Mistakes. We all know those people who refuse to accept their own mistakes. Even I hate to admit mistakes. Is that unwillingness because we feel we are always right or because it would seem as weakness to accept responsibility for our mistakes. Would it make us question ourselves and our beliefs? Will it damage the system to accept that it is imperfect too many times? Will people lose faith in such an imperfect system?  There are many as I, who have already lost faith in the system and for some of those working in that system. As the mother of a child I believe was wrongfully convicted, of course I have lost faith. How could I have faith in a system that made such a horrible mistake and ruined my son’s life? But I have also lost faith in this system for the guilty too.

If you fail that polygraph, as you very possibly may, you can be sent back to jail based on a device and faith in a test that is inadmissible in court. Is that even legal? It seems we like to use the polygraph, yet we do not have complete faith in it. We like it most when it gives us what we want. Certainly I would like it too if it gave me what I wanted. After you are sent back to jail, you will eventually get released to start all over again, so those who control your life can keep trying to get what they need for validation of their work. If they succeed in finally defeating you, whether it is the truth will not be important.

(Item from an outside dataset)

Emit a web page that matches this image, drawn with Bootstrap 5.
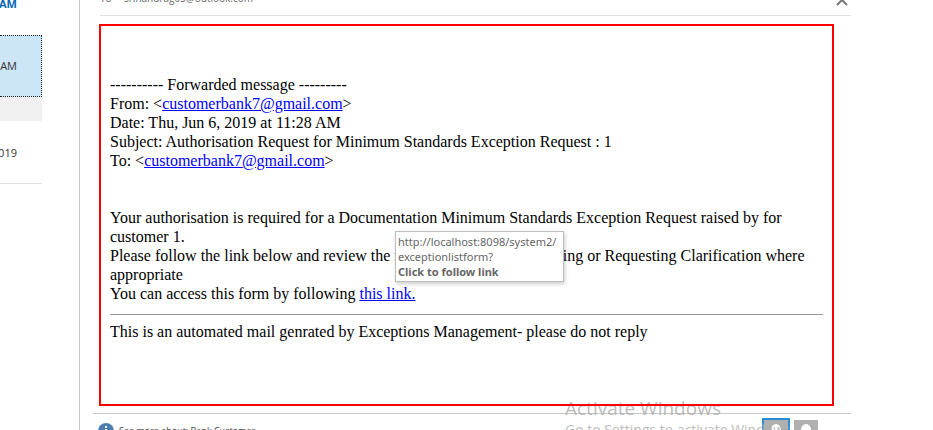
<!DOCTYPE html>
<html lang="en">
<head>
<meta charset="utf-8">
<meta name="viewport" content="width=device-width, initial-scale=1">
<title>Mail</title>
<link href="https://cdn.jsdelivr.net/npm/bootstrap@5.3.0/dist/css/bootstrap.min.css" rel="stylesheet">
<style>
body { font-family: "Open Sans", "Noto Sans", sans-serif; font-size: 11px; line-height: 15px; color: #444; background: #fff; }
.mail-list { width: 42px; margin-right: 37px; }
.mail-item { padding-right: 25px; color: #333; }
.item-unread { height: 35px; color: #0067b8; font-weight: 700; line-height: 8px; }
.item-selected { height: 62px; background: #cde6f7; border: 1px dotted #222; border-left: 0; padding: 0 24px 2px 0; }
.item-group { height: 24px; background: #f0f0f0; }
.item-older { height: 63px; border-bottom: 1px solid #e1e1e1; }
.reading-pane { border-left: 1px solid #c8c8c8; padding: 0 82px 0 13px; }
.mail-head { height: 16px; margin-left: 7px; margin-bottom: 8px; padding-bottom: 9px; border-bottom: 1px solid #e1e1e1; color: #666; font-size: 10px; }
.mail-head-label { width: 24px; }
.collapse-btn { height: 12px; margin-right: 3px; }
.message { margin: 0 17px 7px 6px; padding: 49px 9px 63px; border: 2px solid red; z-index: 2; font-family: "Liberation Serif", "Times New Roman", serif; font-size: 16px; line-height: 19px; color: #000; }
.message a { color: #00f; }
.message hr { margin: 11px 0 7px; border-top: 1px solid #999; opacity: 1; }
.link-tip { left: 294px; top: 205px; width: 169px; padding: 2px; border: 1px solid #bebebe; background: #fff; color: #666; font-family: "Noto Sans", "Open Sans", sans-serif; font-size: 11px; line-height: 15px; box-shadow: 1px 2px 4px #0003; }
.people-pane { height: 17px; border-top: 1px solid #c8c8c8; padding-left: 5px; font-size: 9px; line-height: 12px; }
.people-info { margin-top: 9px; gap: 5px; }
.people-text { margin-top: 2px; }
.avatar { width: 24px; height: 24px; background: #b0b0b0; margin-top: 6px; }
.avatar-on { width: 28px; height: 28px; border: 2px solid #2a8dd4; margin-top: 4px; }
.people-btns { margin-right: 5px; gap: 4px; }
.people-more { margin: 15px 0 0 14px; }
.watermark { left: 565px; top: 396px; color: #aaaaaacc; z-index: 1; pointer-events: none; }
.watermark-title { font-size: 19px; line-height: 24px; }
.watermark-text { font-size: 14px; line-height: 20px; }
</style>
<script src="https://cdn.jsdelivr.net/npm/bootstrap@5.3.0/dist/js/bootstrap.bundle.min.js"></script>
</head>
<body class="vh-100 overflow-hidden position-relative">
<div class="d-flex h-100 overflow-hidden">
  <aside class="mail-list flex-shrink-0 overflow-hidden" aria-label="Messages">
    <div class="mail-item item-unread d-flex justify-content-end">AM</div>
    <div class="mail-item item-selected d-flex justify-content-end align-items-center">AM</div>
    <div class="item-group"></div>
    <div class="mail-item item-older d-flex justify-content-end align-items-center">2019</div>
  </aside>
  <main class="reading-pane flex-grow-1 h-100">
    <header class="mail-head d-flex align-items-end">
      <span class="mail-head-label">To</span>
      <span class="flex-grow-1">srinandrag05@outlook.com</span>
      <button type="button" class="collapse-btn btn p-0 border-0 d-flex" aria-label="Collapse header"><svg width="12" height="12" viewBox="0 0 12 12"><path d="M1 11L6 6L11 11" fill="none" stroke="#777" stroke-width="2"/></svg></button>
    </header>
    <article class="message position-relative">
      <div>---------- Forwarded message ---------</div>
      <div>From: &lt;<a href="#">customerbank7@gmail.com</a>&gt;</div>
      <div>Date: Thu, Jun 6, 2019 at 11:28 AM</div>
      <div>Subject: Authorisation Request for Minimum Standards Exception Request : 1</div>
      <div>To: &lt;<a href="#">customerbank7@gmail.com</a>&gt;</div>
      <br><br>
      <div>Your authorisation is required for a Documentation Minimum Standards Exception Request raised by for customer 1.</div>
      <div>Please follow the link below and review the request for either Authorising or Requesting Clarification where appropriate</div>
      <div>You can access this form by following <a href="#">this link.</a></div>
      <hr>
      <div>This is an automated mail genrated by Exceptions Management- please do not reply</div>
      <div class="link-tip position-absolute" role="tooltip">http://localhost:8098/system2/<br>exceptionlistform?<br><b>Click to follow link</b></div>
    </article>
    <footer class="people-pane d-flex overflow-hidden align-items-start">
      <div class="people-info d-flex flex-grow-1">
        <svg width="16" height="16" viewBox="0 0 16 16" aria-hidden="true"><circle cx="8" cy="8" r="8" fill="#4a7eb5"/><path d="M8 3v2M8 6v7" stroke="#fff" stroke-width="2"/></svg>
        <span class="people-text">See more about: Bank Customer.</span>
      </div>
      <div class="people-btns d-flex">
        <button type="button" class="avatar avatar-on p-0 d-flex" aria-label="Sender"><svg width="24" height="24" viewBox="0 0 24 24"><ellipse cx="12" cy="10" rx="5" ry="6" fill="#fff"/><path d="M3 24q0-9 9-9t9 9" fill="#fff"/></svg></button>
        <button type="button" class="avatar border-0 p-0 d-flex" aria-label="Recipient"><svg width="24" height="24" viewBox="0 0 24 24"><ellipse cx="12" cy="10" rx="5" ry="6" fill="#fff"/><path d="M3 24q0-9 9-9t9 9" fill="#fff"/></svg></button>
        <button type="button" class="people-more btn p-0 border-0 d-flex" aria-label="Expand"><svg width="10" height="6" viewBox="0 0 10 6"><path d="M1 5L5 1L9 5" fill="none" stroke="#777"/></svg></button>
      </div>
    </footer>
  </main>
</div>
<div class="watermark position-absolute text-nowrap" aria-hidden="true">
  <div class="watermark-title">Activate Windows</div>
  <div class="watermark-text">Go to Settings to activate Windows.</div>
</div>
</body>
</html>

The possibility that they have elicited a lie will never be considered. They will gleefully point to an admission saying “See, See. I was right. I was right.” Were they right? Or were they the torturer that had already decided the truth  before entering the torture chamber and won the battle with fear, pain and hardship? The only question is how long will it take to get what they want, and how much is it going to cost that victim to keep fighting; because this story is also about the money to be made from the convicted and their families. It is so much cheaper to be the submissive. How much can a person endure? My son and I recently asked each other how much more we could endure in this life. People keep piling it on, and we have not reached the end yet.

Truth and justice is a victim in this system. It is the law of men who believed laws would give us justice, but we have seen many laws that did not. It is the system that is most important especially to those who work within it. Who does not want to believe in what they do? I would feel great satisfaction in convicting the guilty and freeing the innocent, but it is the mistakes that would torture me. Will it be chaos to suggest that we have made many mistakes? Certainly any change will come slowly if ever, because this is as much about money as anything. For us, Jacob is stuck within this system. Someone said it is so easy to get into the system, as we abruptly learned with those lies of a young relative on the heels of a marital separation, but it is almost insurmountable to get out. As an accused you stand alone or with only those few who believe in you and the lawyer you can afford to hire against those who have already made judgment on you. That one person had the ability to ruin my son’s life with lies and did.

I have read of cases when an accused appeared to have a case to prove innocence but missed some deadline. It is the lucky few that find advocates to fight for them, yet they still can not escape the procedures of the law to get justice. They are martyrs to justice. There are none this system works harder to destroy than those who continue to claim innocence before trial, and even more so, after conviction.

I cannot seem to wrap my mind around this convoluted thinking in the polygraph and wonder how this insistence on admissions does not violate a person’s appellate rights by forcing an innocent person to confess lies and punishing them for refusing. If seems that even after you are convicted, no one is satisfied until they mold you into what they want and claim success. You are punished over and over. Is some of this punishment now for exercising appellate right as it was for exercising the right to trial? I am not a lawyer and those in this system will say I just do not understand the law. I do not.